STATED TASK: Copy all entries without alteration and skip the pictures they hold.

A run of records:
= = =

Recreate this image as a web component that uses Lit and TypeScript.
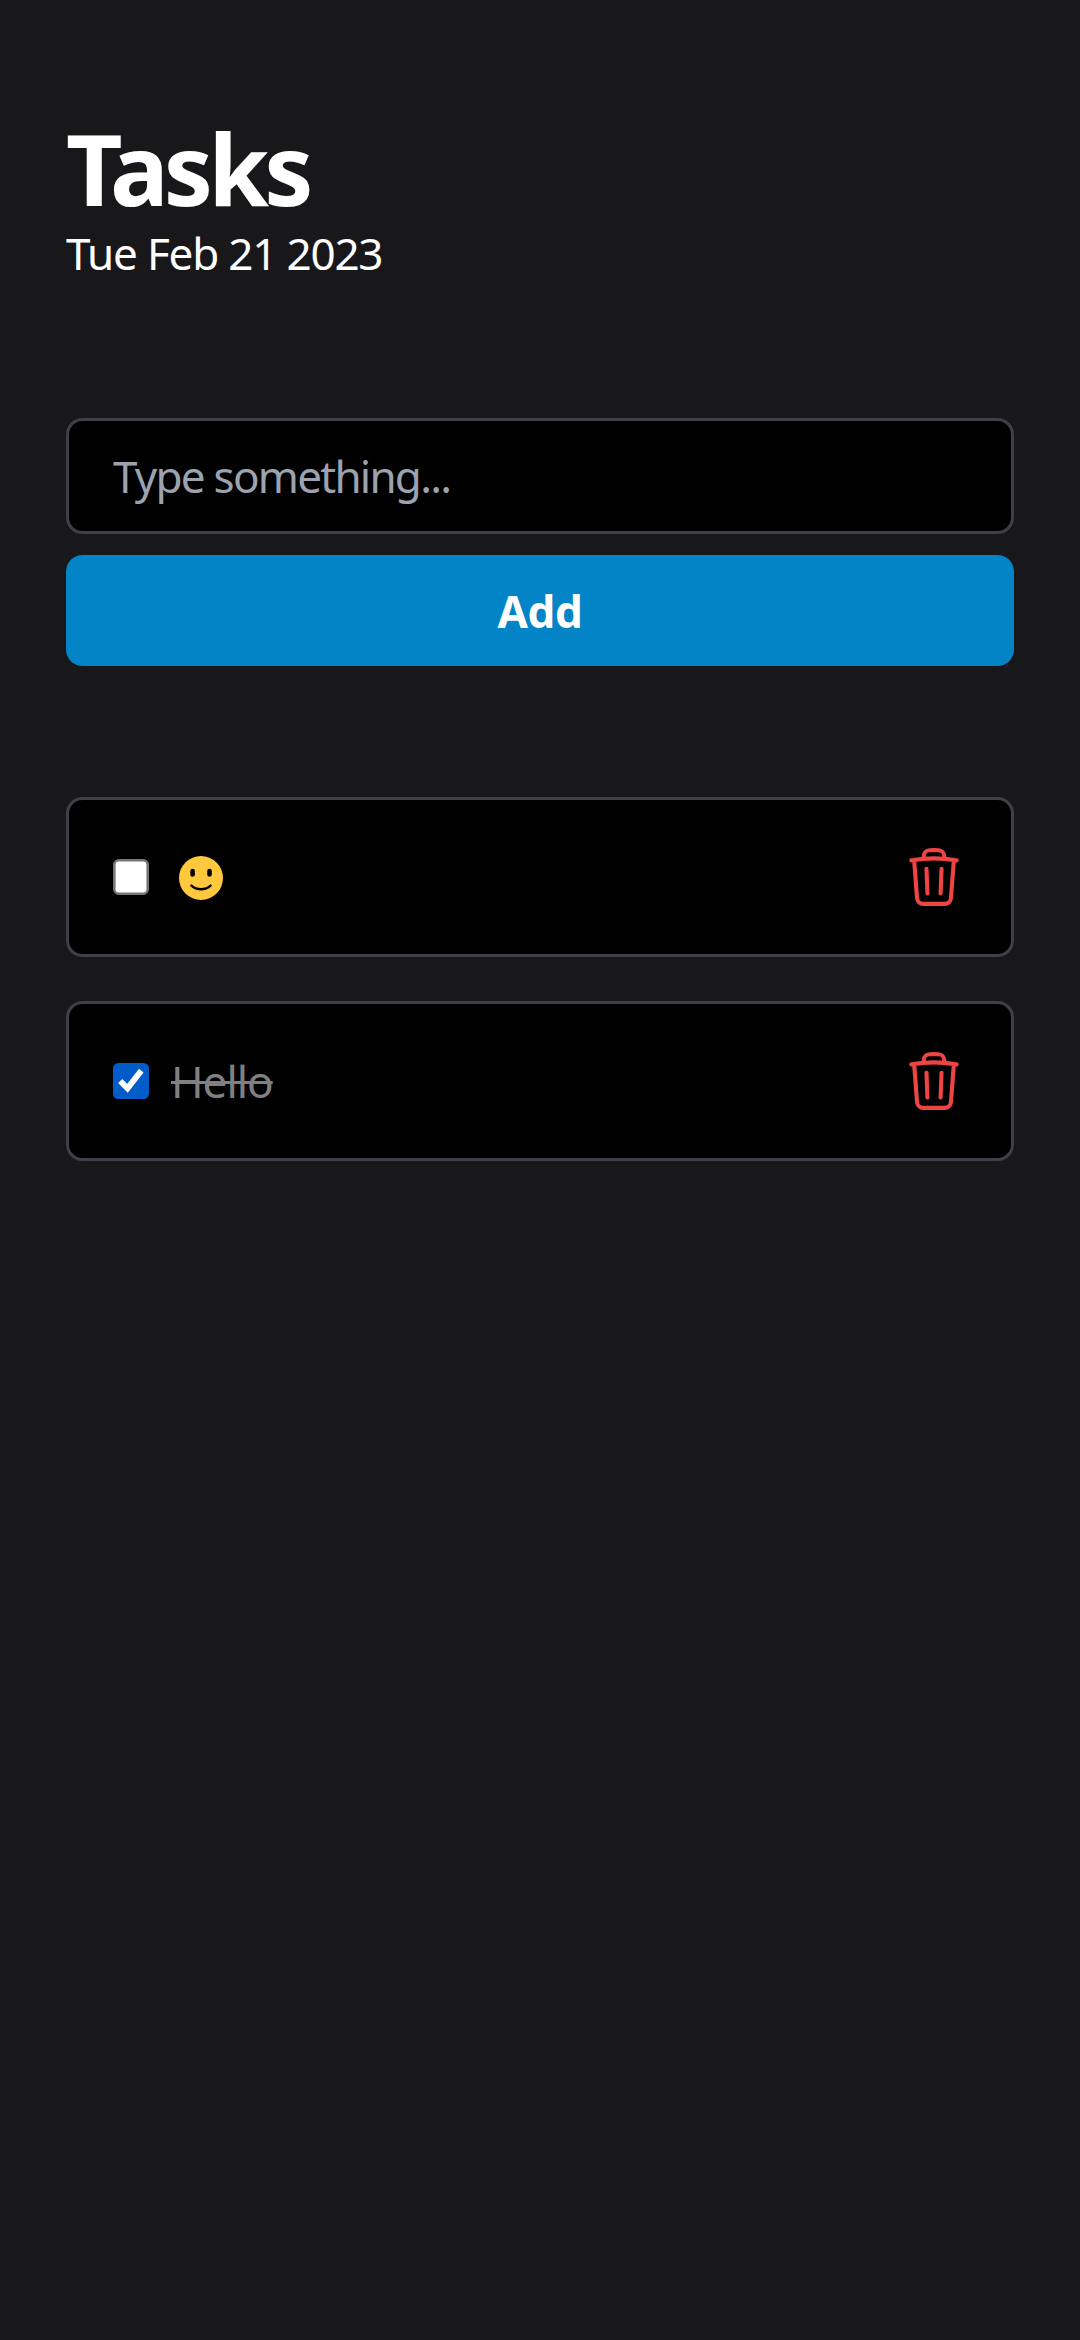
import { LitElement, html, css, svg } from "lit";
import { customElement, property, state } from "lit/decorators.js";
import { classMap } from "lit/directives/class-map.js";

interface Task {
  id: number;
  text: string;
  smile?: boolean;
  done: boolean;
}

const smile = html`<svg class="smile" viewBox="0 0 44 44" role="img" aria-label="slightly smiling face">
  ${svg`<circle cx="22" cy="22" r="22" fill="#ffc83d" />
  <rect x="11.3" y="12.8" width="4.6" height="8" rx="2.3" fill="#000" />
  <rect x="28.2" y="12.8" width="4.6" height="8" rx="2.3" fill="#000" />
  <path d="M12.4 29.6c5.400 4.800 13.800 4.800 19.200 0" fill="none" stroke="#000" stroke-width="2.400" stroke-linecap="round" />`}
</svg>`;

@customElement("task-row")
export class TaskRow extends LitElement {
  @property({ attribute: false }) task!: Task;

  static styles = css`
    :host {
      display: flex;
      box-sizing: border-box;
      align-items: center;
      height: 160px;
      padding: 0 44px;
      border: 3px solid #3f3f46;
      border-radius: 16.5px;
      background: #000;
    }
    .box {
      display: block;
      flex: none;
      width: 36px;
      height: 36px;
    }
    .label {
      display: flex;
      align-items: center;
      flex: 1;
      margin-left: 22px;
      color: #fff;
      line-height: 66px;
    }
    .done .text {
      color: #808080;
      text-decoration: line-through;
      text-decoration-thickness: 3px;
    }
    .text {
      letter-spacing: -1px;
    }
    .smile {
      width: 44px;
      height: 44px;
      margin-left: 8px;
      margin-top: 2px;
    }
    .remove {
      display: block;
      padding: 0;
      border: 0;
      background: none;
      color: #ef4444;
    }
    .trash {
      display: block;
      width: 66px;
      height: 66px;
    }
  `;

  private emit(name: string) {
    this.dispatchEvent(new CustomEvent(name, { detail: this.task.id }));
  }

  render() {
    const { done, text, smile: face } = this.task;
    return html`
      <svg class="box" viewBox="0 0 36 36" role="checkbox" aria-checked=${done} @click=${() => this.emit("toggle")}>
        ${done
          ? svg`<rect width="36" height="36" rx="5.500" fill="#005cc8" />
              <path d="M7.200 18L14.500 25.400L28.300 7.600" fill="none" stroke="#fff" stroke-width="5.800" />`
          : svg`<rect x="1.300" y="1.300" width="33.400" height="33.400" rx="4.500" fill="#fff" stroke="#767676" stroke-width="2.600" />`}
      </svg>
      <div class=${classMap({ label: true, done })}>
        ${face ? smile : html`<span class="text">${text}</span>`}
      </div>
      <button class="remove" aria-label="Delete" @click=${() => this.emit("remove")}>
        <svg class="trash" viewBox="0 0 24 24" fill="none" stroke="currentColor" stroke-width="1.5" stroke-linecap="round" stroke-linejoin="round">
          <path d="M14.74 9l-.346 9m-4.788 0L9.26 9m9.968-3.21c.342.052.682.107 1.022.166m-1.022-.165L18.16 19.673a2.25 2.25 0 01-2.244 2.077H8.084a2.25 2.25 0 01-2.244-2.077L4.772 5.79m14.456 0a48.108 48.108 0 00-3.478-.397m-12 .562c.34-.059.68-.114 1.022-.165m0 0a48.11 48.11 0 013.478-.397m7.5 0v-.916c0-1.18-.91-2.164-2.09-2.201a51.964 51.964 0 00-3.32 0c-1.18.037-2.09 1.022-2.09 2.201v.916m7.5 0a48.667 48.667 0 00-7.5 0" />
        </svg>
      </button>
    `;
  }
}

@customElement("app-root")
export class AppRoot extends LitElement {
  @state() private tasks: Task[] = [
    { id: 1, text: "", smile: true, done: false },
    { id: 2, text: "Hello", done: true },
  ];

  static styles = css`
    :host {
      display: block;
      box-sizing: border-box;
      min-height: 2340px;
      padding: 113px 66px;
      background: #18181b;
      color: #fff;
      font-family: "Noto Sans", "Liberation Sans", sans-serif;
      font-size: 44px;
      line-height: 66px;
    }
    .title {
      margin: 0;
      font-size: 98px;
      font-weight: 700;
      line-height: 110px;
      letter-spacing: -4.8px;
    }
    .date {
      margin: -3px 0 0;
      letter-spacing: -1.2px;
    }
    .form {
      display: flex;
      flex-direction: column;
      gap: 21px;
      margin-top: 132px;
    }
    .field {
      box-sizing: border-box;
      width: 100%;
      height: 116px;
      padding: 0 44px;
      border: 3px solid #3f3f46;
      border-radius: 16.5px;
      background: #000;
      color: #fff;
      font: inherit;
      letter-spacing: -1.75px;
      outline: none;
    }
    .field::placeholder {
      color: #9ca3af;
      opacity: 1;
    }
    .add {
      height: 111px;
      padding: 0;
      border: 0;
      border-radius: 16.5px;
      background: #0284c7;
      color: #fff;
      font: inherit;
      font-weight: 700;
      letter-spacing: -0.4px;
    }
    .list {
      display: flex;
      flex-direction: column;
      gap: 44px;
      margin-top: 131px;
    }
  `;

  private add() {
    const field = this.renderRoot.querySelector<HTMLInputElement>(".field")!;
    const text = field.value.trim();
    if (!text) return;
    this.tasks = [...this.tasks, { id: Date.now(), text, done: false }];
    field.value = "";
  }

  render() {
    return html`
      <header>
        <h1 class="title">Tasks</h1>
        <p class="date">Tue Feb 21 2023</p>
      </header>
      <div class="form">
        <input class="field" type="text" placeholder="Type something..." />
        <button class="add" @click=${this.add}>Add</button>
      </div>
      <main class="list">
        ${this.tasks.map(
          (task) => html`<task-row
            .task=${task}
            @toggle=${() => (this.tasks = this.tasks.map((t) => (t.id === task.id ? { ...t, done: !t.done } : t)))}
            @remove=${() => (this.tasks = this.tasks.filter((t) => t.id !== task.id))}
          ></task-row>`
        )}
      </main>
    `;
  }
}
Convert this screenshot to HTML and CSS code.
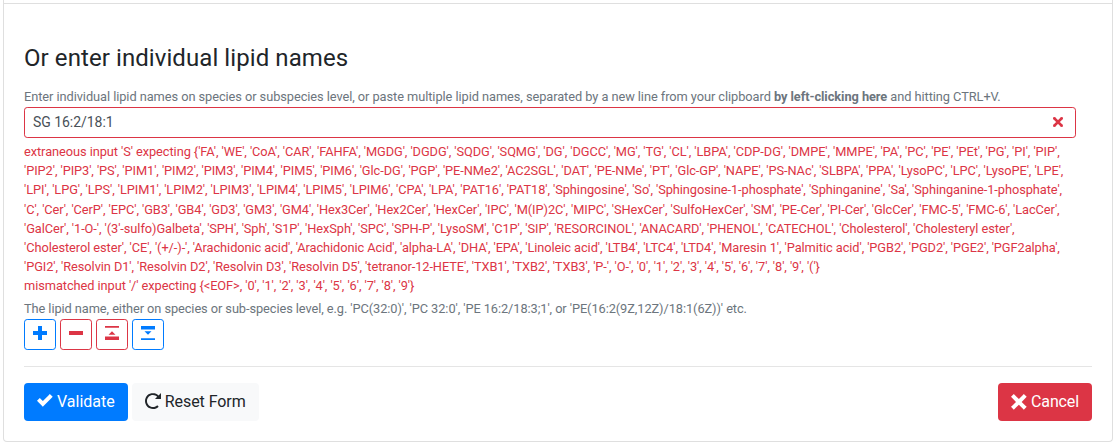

= = =

ANSWER TO THIS PROBLEM:
Recreate this image as a web component that uses Lit and TypeScript.
import { LitElement, html, css, svg } from "lit";
import { customElement, property, state } from "lit/decorators.js";
import { classMap } from "lit/directives/class-map.js";

interface Task {
  id: number;
  text: string;
  smile?: boolean;
  done: boolean;
}

const smile = html`<svg class="smile" viewBox="0 0 44 44" role="img" aria-label="slightly smiling face">
  ${svg`<circle cx="22" cy="22" r="22" fill="#ffc83d" />
  <rect x="11.3" y="12.8" width="4.6" height="8" rx="2.3" fill="#000" />
  <rect x="28.2" y="12.8" width="4.6" height="8" rx="2.3" fill="#000" />
  <path d="M12.4 29.6c5.400 4.800 13.800 4.800 19.200 0" fill="none" stroke="#000" stroke-width="2.400" stroke-linecap="round" />`}
</svg>`;

@customElement("task-row")
export class TaskRow extends LitElement {
  @property({ attribute: false }) task!: Task;

  static styles = css`
    :host {
      display: flex;
      box-sizing: border-box;
      align-items: center;
      height: 160px;
      padding: 0 44px;
      border: 3px solid #3f3f46;
      border-radius: 16.5px;
      background: #000;
    }
    .box {
      display: block;
      flex: none;
      width: 36px;
      height: 36px;
    }
    .label {
      display: flex;
      align-items: center;
      flex: 1;
      margin-left: 22px;
      color: #fff;
      line-height: 66px;
    }
    .done .text {
      color: #808080;
      text-decoration: line-through;
      text-decoration-thickness: 3px;
    }
    .text {
      letter-spacing: -1px;
    }
    .smile {
      width: 44px;
      height: 44px;
      margin-left: 8px;
      margin-top: 2px;
    }
    .remove {
      display: block;
      padding: 0;
      border: 0;
      background: none;
      color: #ef4444;
    }
    .trash {
      display: block;
      width: 66px;
      height: 66px;
    }
  `;

  private emit(name: string) {
    this.dispatchEvent(new CustomEvent(name, { detail: this.task.id }));
  }

  render() {
    const { done, text, smile: face } = this.task;
    return html`
      <svg class="box" viewBox="0 0 36 36" role="checkbox" aria-checked=${done} @click=${() => this.emit("toggle")}>
        ${done
          ? svg`<rect width="36" height="36" rx="5.500" fill="#005cc8" />
              <path d="M7.200 18L14.500 25.400L28.300 7.600" fill="none" stroke="#fff" stroke-width="5.800" />`
          : svg`<rect x="1.300" y="1.300" width="33.400" height="33.400" rx="4.500" fill="#fff" stroke="#767676" stroke-width="2.600" />`}
      </svg>
      <div class=${classMap({ label: true, done })}>
        ${face ? smile : html`<span class="text">${text}</span>`}
      </div>
      <button class="remove" aria-label="Delete" @click=${() => this.emit("remove")}>
        <svg class="trash" viewBox="0 0 24 24" fill="none" stroke="currentColor" stroke-width="1.5" stroke-linecap="round" stroke-linejoin="round">
          <path d="M14.74 9l-.346 9m-4.788 0L9.26 9m9.968-3.21c.342.052.682.107 1.022.166m-1.022-.165L18.16 19.673a2.25 2.25 0 01-2.244 2.077H8.084a2.25 2.25 0 01-2.244-2.077L4.772 5.79m14.456 0a48.108 48.108 0 00-3.478-.397m-12 .562c.34-.059.68-.114 1.022-.165m0 0a48.11 48.11 0 013.478-.397m7.5 0v-.916c0-1.18-.91-2.164-2.09-2.201a51.964 51.964 0 00-3.32 0c-1.18.037-2.09 1.022-2.09 2.201v.916m7.5 0a48.667 48.667 0 00-7.5 0" />
        </svg>
      </button>
    `;
  }
}

@customElement("app-root")
export class AppRoot extends LitElement {
  @state() private tasks: Task[] = [
    { id: 1, text: "", smile: true, done: false },
    { id: 2, text: "Hello", done: true },
  ];

  static styles = css`
    :host {
      display: block;
      box-sizing: border-box;
      min-height: 2340px;
      padding: 113px 66px;
      background: #18181b;
      color: #fff;
      font-family: "Noto Sans", "Liberation Sans", sans-serif;
      font-size: 44px;
      line-height: 66px;
    }
    .title {
      margin: 0;
      font-size: 98px;
      font-weight: 700;
      line-height: 110px;
      letter-spacing: -4.8px;
    }
    .date {
      margin: -3px 0 0;
      letter-spacing: -1.2px;
    }
    .form {
      display: flex;
      flex-direction: column;
      gap: 21px;
      margin-top: 132px;
    }
    .field {
      box-sizing: border-box;
      width: 100%;
      height: 116px;
      padding: 0 44px;
      border: 3px solid #3f3f46;
      border-radius: 16.5px;
      background: #000;
      color: #fff;
      font: inherit;
      letter-spacing: -1.75px;
      outline: none;
    }
    .field::placeholder {
      color: #9ca3af;
      opacity: 1;
    }
    .add {
      height: 111px;
      padding: 0;
      border: 0;
      border-radius: 16.5px;
      background: #0284c7;
      color: #fff;
      font: inherit;
      font-weight: 700;
      letter-spacing: -0.4px;
    }
    .list {
      display: flex;
      flex-direction: column;
      gap: 44px;
      margin-top: 131px;
    }
  `;

  private add() {
    const field = this.renderRoot.querySelector<HTMLInputElement>(".field")!;
    const text = field.value.trim();
    if (!text) return;
    this.tasks = [...this.tasks, { id: Date.now(), text, done: false }];
    field.value = "";
  }

  render() {
    return html`
      <header>
        <h1 class="title">Tasks</h1>
        <p class="date">Tue Feb 21 2023</p>
      </header>
      <div class="form">
        <input class="field" type="text" placeholder="Type something..." />
        <button class="add" @click=${this.add}>Add</button>
      </div>
      <main class="list">
        ${this.tasks.map(
          (task) => html`<task-row
            .task=${task}
            @toggle=${() => (this.tasks = this.tasks.map((t) => (t.id === task.id ? { ...t, done: !t.done } : t)))}
            @remove=${() => (this.tasks = this.tasks.filter((t) => t.id !== task.id))}
          ></task-row>`
        )}
      </main>
    `;
  }
}
Convert this screenshot to HTML and CSS code.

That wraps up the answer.